After all, the regime certainly would not want to generate some cause celeb and international press by possibly manhandling and bouncing out some well-intentioned Mid Western academic who happened to speak a bit too much truth to power. 

Nazarbayev & Co. at this point in time certainly is not about to alienate the US, now seen as a strategic counterweight to Kazakhstan’s Russian and Chinese neighbors and an important and growing source of direct foreign investment.  (While keeping a tight lid on things at home, Nazarbayev has gotten what he wants from each of the major powers by skillfully playing his “multi-vectored” foreign policy.) 

Overarching all, the real “partnering relationship,” not to be tampered with, is the strategic one between the energy rich, strategically located regime at Astana and those in Washington who have already defined the country as vital to short and long term US “national interest”. 

In the same period that reps from various American universities were busy setting up shop and designing “liberal” curricula and “best practice” governance at Naz. U, US military personnel were busily coordinating military-to-military programs, providing equipment (some of which was used against the strikers at Zhanaozen in 2011); and carrying out joint maneuvers

In much the same way that the US, in the name of “national security,” can turn a blind eye to the abuses of university-sponsoring dictatorships in the Persian Gulf and elsewhere, Uncle Sam is not about to push for meaningful reform, democratic rights and protections in Kazakhstan.  

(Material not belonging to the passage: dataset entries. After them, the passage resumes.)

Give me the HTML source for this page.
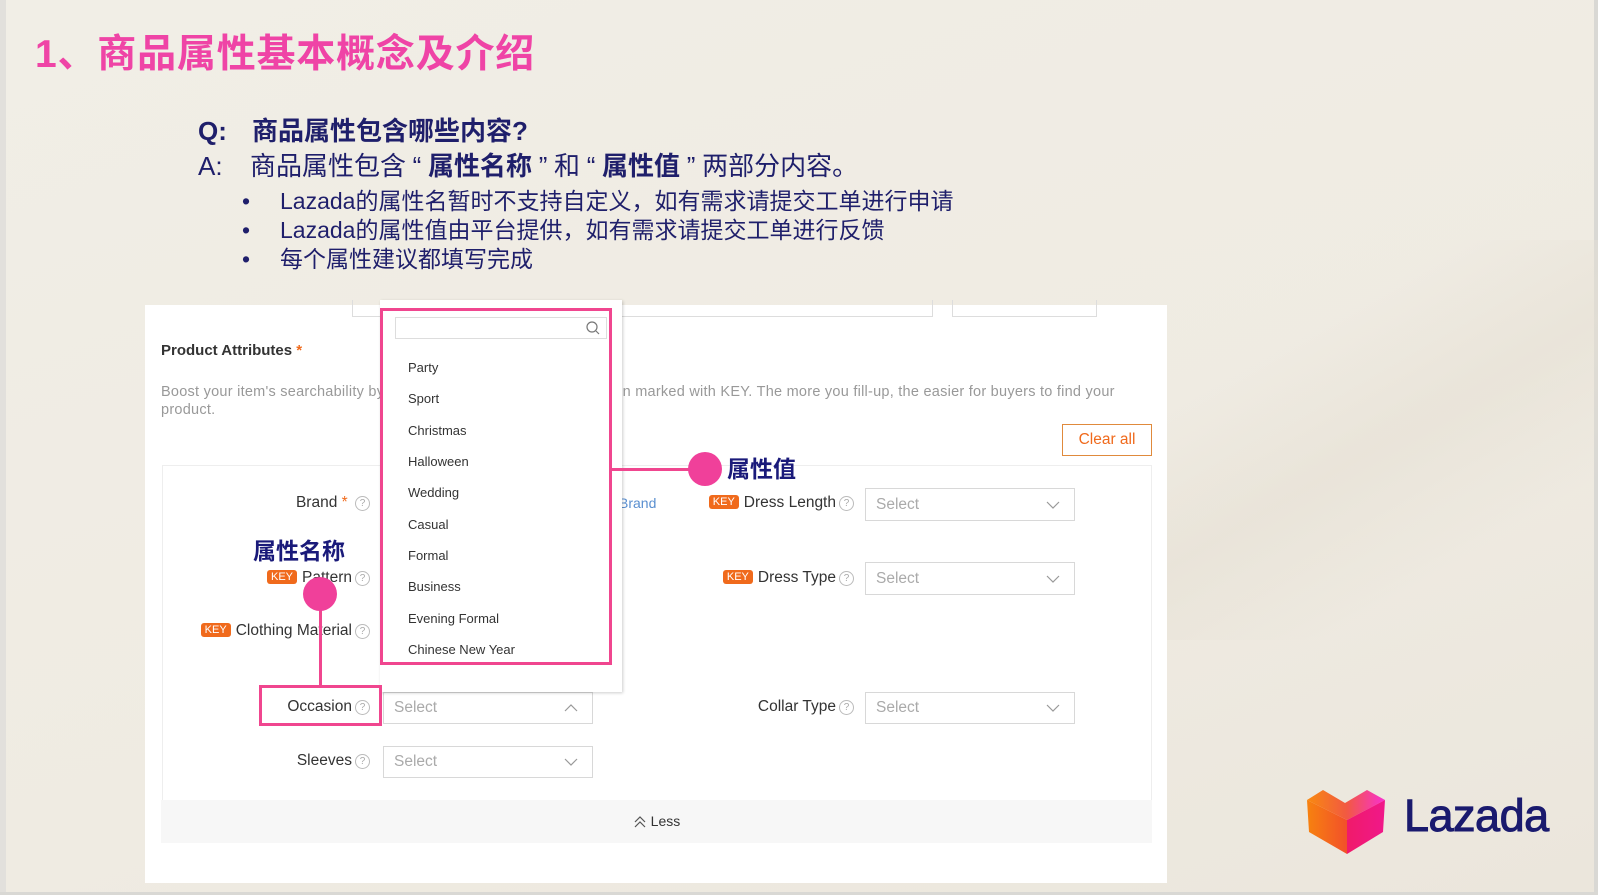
<!DOCTYPE html>
<html><head><meta charset="utf-8"><style>
*{margin:0;padding:0;box-sizing:border-box}
body{width:1598px;height:895px;background:#d9d8d4;position:relative;overflow:hidden;font-family:"Liberation Sans","Noto Sans CJK SC",sans-serif}
.a{position:absolute}
#slide{left:0;top:0;width:1594px;height:892px;background:linear-gradient(160deg,#f1eee6 0%,#efebe2 60%,#ebe6dc 100%)}
.cn{font-family:"Liberation Sans","Noto Sans CJK SC",sans-serif}
.navy{color:#1f1f6b}
.lbl{font-size:15.5px;color:#333;white-space:nowrap}
.q{display:inline-block;width:15px;height:15px;border:1px solid #bbb;border-radius:50%;font-size:10px;color:#aaa;text-align:center;line-height:13px;vertical-align:1px;margin-left:3px}
.key{display:inline-block;background:#f06a1c;color:#fff;font-size:11px;padding:1px 4px;border-radius:3px;vertical-align:2px;margin-right:5px}
.sel{border:1px solid #d8d8d8;background:#fff;color:#aaa;font-size:15.5px;padding-left:10px}
.sel svg{position:absolute;right:14px;top:50%;margin-top:-4px}
.item{position:absolute;left:408px;font-size:13px;color:#333}
.qt{display:inline-block;width:22px;text-align:center}
</style></head><body>
<div id="slide" class="a"></div>
<div class="a" style="left:0;top:0;width:6px;height:892px;background:#e2e0dc"></div>
<div class="a" style="left:900px;top:240px;width:700px;height:400px;background:linear-gradient(150deg,rgba(255,255,255,0) 40%,rgba(230,224,212,.6) 60%,rgba(255,255,255,0) 80%)"></div>

<div class="a cn" style="left:35px;top:23px;font-size:39px;font-weight:bold;color:#ef44a6;letter-spacing:0.8px">1、商品属性基本概念及介绍</div>
<div class="a cn navy" style="left:198px;top:111px;font-size:26px;font-weight:bold"><span style="display:inline-block;width:54px">Q:</span>商品属性包含哪些内容?</div>
<div class="a cn navy" style="left:198px;top:146px;font-size:26px;white-space:nowrap"><span style="display:inline-block;width:52px">A:</span>商品属性包含<span class="qt">“</span><b>属性名称</b><span class="qt">”</span>和<span class="qt">“</span><b>属性值</b><span class="qt">”</span>两部分内容。</div>
<div class="a cn navy" style="left:242px;top:187px;font-size:23px;line-height:29px;white-space:nowrap">
<div><span style="display:inline-block;width:38px">•</span>Lazada的属性名暂时不支持自定义，如有需求请提交工单进行申请</div>
<div><span style="display:inline-block;width:38px">•</span>Lazada的属性值由平台提供，如有需求请提交工单进行反馈</div>
<div><span style="display:inline-block;width:38px">•</span>每个属性建议都填写完成</div>
</div>

<!-- card -->
<div class="a" style="left:145px;top:305px;width:1022px;height:578px;background:#fff"></div>
<div class="a" style="left:352px;top:300px;width:581px;height:17px;border:1px solid #ddd;border-top:none"></div>
<div class="a" style="left:952px;top:300px;width:145px;height:17px;border:1px solid #ddd;border-top:none"></div>
<div class="a" style="left:161px;top:342px;font-size:15px;font-weight:bold;color:#333">Product Attributes <span style="color:#f06a1c">*</span></div>
<div class="a" style="left:161px;top:383px;font-size:14.5px;color:#999;line-height:18px;width:1000px;letter-spacing:0.25px">Boost your item's searchability by filling-up the key product information marked with KEY. The more you fill-up, the easier for buyers to find your product.</div>
<div class="a" style="left:1062px;top:424px;width:90px;height:32px;border:1px solid #e08a3c;color:#f06a1c;font-size:15.5px;text-align:center;line-height:30px">Clear all</div>
<div class="a" style="left:162px;top:465px;width:990px;height:336px;border:1px solid #eee;border-bottom:none"></div>
<div class="a" style="left:161px;top:800px;width:991px;height:43px;background:#f7f7f7;font-size:14px;color:#333;text-align:center;line-height:43px">
<svg width="14" height="14" viewBox="0 0 14 14" style="vertical-align:-2px"><path d="M2 8l5-5 5 5M2 13l5-5 5 5" fill="none" stroke="#555" stroke-width="1.2"/></svg> Less</div>

<!-- labels left -->
<div class="a lbl" style="right:1228px;top:494px">Brand <span style="color:#f06a1c">*</span> <span class="q">?</span></div>
<div class="a lbl" style="left:619px;top:495px;color:#5a8fd0;font-size:14px">Brand</div>
<div class="a lbl" style="right:1228px;top:569px"><span class="key">KEY</span>Pattern<span class="q">?</span></div>
<div class="a lbl" style="right:1228px;top:622px"><span class="key">KEY</span>Clothing Material<span class="q">?</span></div>
<div class="a lbl" style="right:1228px;top:698px">Occasion<span class="q">?</span></div>
<div class="a lbl" style="right:1228px;top:752px">Sleeves<span class="q">?</span></div>

<div class="a lbl" style="right:744px;top:494px"><span class="key">KEY</span>Dress Length<span class="q">?</span></div>
<div class="a lbl" style="right:744px;top:569px"><span class="key">KEY</span>Dress Type<span class="q">?</span></div>
<div class="a lbl" style="right:744px;top:698px">Collar Type<span class="q">?</span></div>

<div class="a sel" style="left:865px;top:488px;width:210px;height:33px;line-height:31px">Select<svg width="14" height="8"><path d="M1 1l6 6 6-6" fill="none" stroke="#999" stroke-width="1.2"/></svg></div>
<div class="a sel" style="left:865px;top:562px;width:210px;height:33px;line-height:31px">Select<svg width="14" height="8"><path d="M1 1l6 6 6-6" fill="none" stroke="#999" stroke-width="1.2"/></svg></div>
<div class="a sel" style="left:865px;top:692px;width:210px;height:32px;line-height:30px">Select<svg width="14" height="8"><path d="M1 1l6 6 6-6" fill="none" stroke="#999" stroke-width="1.2"/></svg></div>
<div class="a sel" style="left:383px;top:692px;width:210px;height:32px;line-height:30px">Select<svg width="14" height="8"><path d="M1 7l6-6 6 6" fill="none" stroke="#999" stroke-width="1.2"/></svg></div>
<div class="a sel" style="left:383px;top:746px;width:210px;height:32px;line-height:30px">Select<svg width="14" height="8"><path d="M1 1l6 6 6-6" fill="none" stroke="#999" stroke-width="1.2"/></svg></div>

<!-- dropdown -->
<div class="a" style="left:380px;top:300px;width:242px;height:392px;background:#fff;box-shadow:1px 1px 3px rgba(0,0,0,.2)"></div>
<div class="a" style="left:395px;top:317px;width:212px;height:22px;border:1px solid #ddd"><svg class="a" style="right:6px;top:3px" width="14" height="14"><circle cx="6" cy="6" r="5" fill="none" stroke="#777" stroke-width="1.2"/><path d="M10 10l3 3" stroke="#777" stroke-width="1.2"/></svg></div>
<div class="item" style="top:360px">Party</div>
<div class="item" style="top:391px">Sport</div>
<div class="item" style="top:423px">Christmas</div>
<div class="item" style="top:454px">Halloween</div>
<div class="item" style="top:485px">Wedding</div>
<div class="item" style="top:517px">Casual</div>
<div class="item" style="top:548px">Formal</div>
<div class="item" style="top:579px">Business</div>
<div class="item" style="top:611px">Evening Formal</div>
<div class="item" style="top:642px">Chinese New Year</div>
<div class="a" style="left:380px;top:308px;width:232px;height:357px;border:3px solid #f0468f"></div>

<!-- annotations -->
<div class="a" style="left:612px;top:468px;width:93px;height:3px;background:#f0468f"></div>
<div class="a" style="left:688px;top:452px;width:34px;height:34px;border-radius:50%;background:#f0409a"></div>
<div class="a cn navy" style="left:727px;top:450px;font-size:23px;font-weight:bold;color:#1a1a7a">属性值</div>
<div class="a cn navy" style="left:253px;top:532px;font-size:23px;font-weight:bold;color:#1a1a7a">属性名称</div>
<div class="a" style="left:319px;top:594px;width:3px;height:92px;background:#f0468f"></div>
<div class="a" style="left:303px;top:577px;width:34px;height:34px;border-radius:50%;background:#f0409a"></div>
<div class="a" style="left:259px;top:685px;width:123px;height:41px;border:3px solid #f0468f"></div>

<!-- logo -->
<svg class="a" style="left:1305px;top:788px" width="84" height="68" viewBox="0 0 84 68">
<defs><linearGradient id="g1" x1="0" x2="1"><stop offset="0" stop-color="#f7820f"/><stop offset="1" stop-color="#f2502a"/></linearGradient>
<linearGradient id="g2" x1="0" x2="1"><stop offset="0" stop-color="#f01a6a"/><stop offset="1" stop-color="#f0188a"/></linearGradient>
<linearGradient id="g3" x1="0" x2="1"><stop offset="0" stop-color="#f88a10"/><stop offset=".5" stop-color="#f25a40"/><stop offset="1" stop-color="#f830d0"/></linearGradient></defs>
<path d="M2 12L18 2 40 15 62 2 80 12 42 32Z" fill="url(#g3)"/>
<path d="M2 12L42 32 42 66 4 44Z" fill="url(#g1)"/>
<path d="M42 32L80 12 78 44 42 66Z" fill="url(#g2)"/>
</svg>
<div class="a" style="left:1404px;top:790px;font-size:45px;color:#1a1a6e;font-family:'Liberation Sans',sans-serif;letter-spacing:-0.5px;-webkit-text-stroke:1px #1a1a6e">Lazada</div>
</body></html>
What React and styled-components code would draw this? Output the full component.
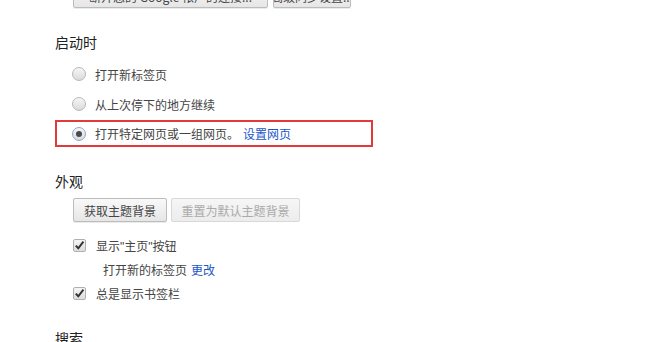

In the meantime, those traveling from Madison intent on globalizing the gospel of some distorted “Wisconsin Idea”  can say what they want at home or while “stylin’” in Astana. In the meantime, the US strategic dalliance with the corrupt and repressive Nazarbayev regime will take continue to take precedence.

Stylin' at Naz U.: The Good Professor Schweber  takes a brief  pause while bringing "liberal values" to the Kazakhstan steppes.